** Start Data block **

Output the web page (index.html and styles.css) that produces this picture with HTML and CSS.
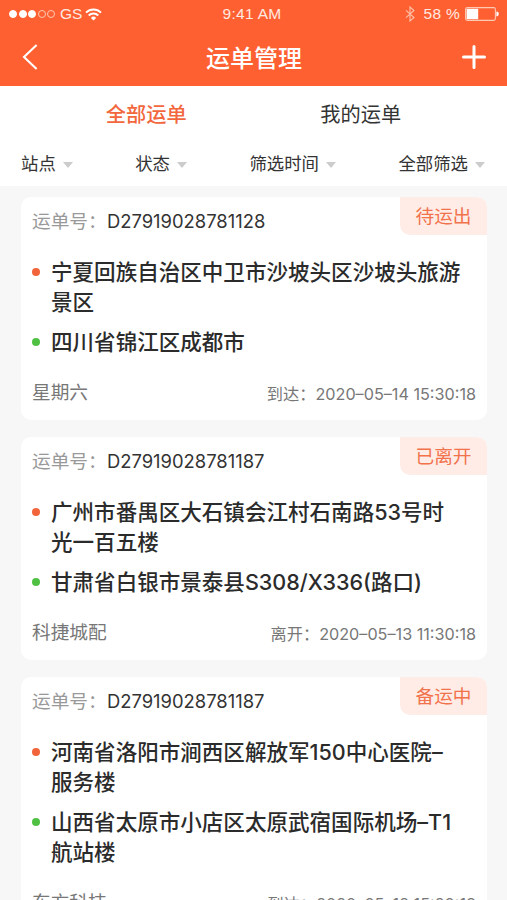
FILE: index.html
```html
<!DOCTYPE html>
<html lang="zh-CN">
<head>
    <meta charset="UTF-8">
    <meta name="viewport" content="width=device-width, initial-scale=1.0">
    <title>运单管理</title>
    <link rel="stylesheet" href="styles.css">
</head>
<body>
    <header class="header">
        <div class="status-bar">
            <div class="status-left">
                <div class="signal">
                    <span class="full"></span>
                    <span class="full"></span>
                    <span class="full"></span>
                    <span></span>
                    <span></span>
                </div>
                <span class="carrier">GS</span>
                <svg class="wifi" width="17" height="13" viewBox="0 0 17 13" fill="none" stroke="#fff" stroke-width="1.9">
                    <path d="M1 4.6a10.6 10.6 0 0 1 15 0"/>
                    <path d="M3.7 7.5a6.8 6.8 0 0 1 9.6 0"/>
                    <path d="M8.5 12.6L5.9 9.9a3.7 3.7 0 0 1 5.2 0z" fill="#fff" stroke="none"/>
                </svg>
            </div>
            <span class="clock">9:41 AM</span>
            <div class="status-right">
                <svg width="10" height="16" viewBox="0 0 10 16" fill="none" stroke="#ffc0a8" stroke-width="1.1">
                    <path d="M1 4.3l8 7.2L5 15V1l4 3.5-8 7.2"/>
                </svg>
                <span class="percent">58 %</span>
                <svg width="34" height="14" viewBox="0 0 34 14">
                    <rect x="0.6" y="0.6" width="29.8" height="12.8" rx="1.8" fill="none" stroke="#ffc9b4" stroke-width="1.1"/>
                    <rect x="1.6" y="1.8" width="11.6" height="10.4" fill="#fff"/>
                    <path d="M31.4 4.6a2.4 2.4 0 0 1 0 4.8z" fill="#fff"/>
                </svg>
            </div>
        </div>
        <nav class="nav">
            <svg width="16" height="26" viewBox="0 0 16 26" fill="none" stroke="#fff" stroke-width="2.1">
                <path d="M14.6 1L2 13l12.6 12"/>
            </svg>
            <h1>运单管理</h1>
            <svg width="24" height="24" viewBox="0 0 24 24" stroke="#fff" stroke-width="3" stroke-linecap="round">
                <path d="M12 1.5v21M1.5 12h21"/>
            </svg>
        </nav>
    </header>

    <div class="tabs">
        <a class="tab active">全部运单</a>
        <a class="tab">我的运单</a>
    </div>
    <div class="filters">
        <span class="filter">站点</span>
        <span class="filter">状态</span>
        <span class="filter">筛选时间</span>
        <span class="filter">全部筛选</span>
    </div>

    <main class="list">
        <section class="card">
            <div class="card-top">
                <span class="label">运单号：</span>
                <span class="number">D27919028781128</span>
                <span class="tag">待运出</span>
            </div>
            <p class="address from">宁夏回族自治区中卫市沙坡头区沙坡头旅游<br>景区</p>
            <p class="address to">四川省锦江区成都市</p>
            <div class="card-bottom">
                <span class="company">星期六</span>
                <span class="time">到达：<span class="date">2020–05–14 15:30:18</span></span>
            </div>
        </section>

        <section class="card">
            <div class="card-top">
                <span class="label">运单号：</span>
                <span class="number">D27919028781187</span>
                <span class="tag">已离开</span>
            </div>
            <p class="address from">广州市番禺区大石镇会江村石南路53号时<br>光一百五楼</p>
            <p class="address to">甘肃省白银市景泰县S308/X336(路口)</p>
            <div class="card-bottom">
                <span class="company">科捷城配</span>
                <span class="time">离开：<span class="date">2020–05–13 11:30:18</span></span>
            </div>
        </section>

        <section class="card">
            <div class="card-top">
                <span class="label">运单号：</span>
                <span class="number">D27919028781187</span>
                <span class="tag">备运中</span>
            </div>
            <p class="address from">河南省洛阳市涧西区解放军150中心医院–<br>服务楼</p>
            <p class="address to">山西省太原市小店区太原武宿国际机场–T1<br>航站楼</p>
            <div class="card-bottom">
                <span class="company">东方科技</span>
                <span class="time">到达：<span class="date">2020–05–12 15:20:18</span></span>
            </div>
        </section>
    </main>
</body>
</html>
```
FILE: styles.css
```css
* {
    box-sizing: border-box;
}

body {
    margin: 0;
    height: 900px;
    overflow: hidden;
    background-color: #f7f7f7;
    color: #333;
    font-family: Inter, "Noto Sans CJK SC", sans-serif;
}

.header {
    height: 86px;
    background-color: #ff6032;
    color: #fff;
}

.status-bar {
    display: grid;
    grid-template-columns: 1fr auto 1fr;
    align-items: center;
    height: 28px;
    padding: 0 8px 0 9px;
    font-family: "Liberation Sans", Arial, sans-serif;
    font-size: 15.5px;
    color: #ffe9e0;
}

.clock {
    margin-right: 4px;
    letter-spacing: 0.3px;
}

.status-left, .status-right {
    display: flex;
    align-items: center;
}

.status-right {
    justify-content: flex-end;
}

.signal {
    display: flex;
    gap: 1.5px;
}

.signal span {
    width: 8px;
    height: 8px;
    border: 1px solid #ffc9b4;
    border-radius: 50%;
}

.signal .full {
    background-color: #fff;
    border-color: #fff;
}

.carrier {
    margin-left: 5px;
}

.wifi {
    margin-left: 3px;
}

.percent {
    margin: 0 5px 0 8px;
    letter-spacing: 0.3px;
}

.nav {
    display: flex;
    align-items: center;
    justify-content: space-between;
    height: 58px;
    padding: 0 21px 0 22px;
}

h1 {
    margin: 0;
    padding: 3px 0 0 8px;
    font-size: 24px;
    font-weight: 500;
    line-height: 36px;
}

.tabs {
    display: grid;
    grid-template-columns: 1fr 1fr;
    height: 56px;
    padding: 0 39px;
    background-color: #fff;
}

.tab {
    font-size: 20.2px;
    line-height: 58px;
    text-align: center;
}

.active {
    color: #f2673d;
    font-weight: 500;
}

.filters {
    display: flex;
    justify-content: space-between;
    height: 44px;
    padding: 0 22px 0 21px;
    background-color: #fff;
    font-size: 17.4px;
    line-height: 46px;
}

.filter {
    display: flex;
    align-items: center;
}

.filter::after {
    content: "";
    margin: 2px 0 0 7px;
    border: 5px solid transparent;
    border-top: 6px solid #ccc;
    border-bottom: 0;
}

.list {
    display: flex;
    flex-direction: column;
    gap: 17px;
    padding: 11px 20px 0 21px;
}

.card {
    padding-bottom: 13px;
    background-color: #fff;
    border-radius: 10px;
}

.card-top {
    display: flex;
    height: 60px;
    padding-left: 11px;
    font-size: 18.7px;
    line-height: 50px;
}

.label {
    width: 75px;
    color: #999;
    white-space: nowrap;
}

.number {
    font-size: 18.4px;
    line-height: 49px;
}

.tag {
    width: 87px;
    height: 38px;
    margin-left: auto;
    border-radius: 0 10px 0 10px;
    background-color: #ffece6;
    color: #f2724c;
    line-height: 40px;
    text-align: center;
}

.address {
    display: grid;
    grid-template-columns: 19px auto;
    margin: 0 0 10px;
    padding-left: 11px;
    color: #2b2b2b;
    font-size: 21.55px;
    font-weight: 500;
    line-height: 30px;
    white-space: nowrap;
}

.address::before {
    content: "";
    grid-row: 1 / 3;
    width: 8px;
    height: 8px;
    margin-top: 11px;
    border-radius: 50%;
    background-color: #f2643a;
}

.to::before {
    background-color: #4fc043;
}

.card-bottom {
    display: flex;
    justify-content: space-between;
    height: 40px;
    padding: 0 11px;
    color: #777;
    font-size: 18.7px;
    line-height: 52px;
}

.time {
    font-size: 16.2px;
    line-height: 54px;
}
```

** End Data block **

Task instructions: Work through the data and report how many of its lines hold the word "styles", giving only the figure.

Reply to the exercise: 3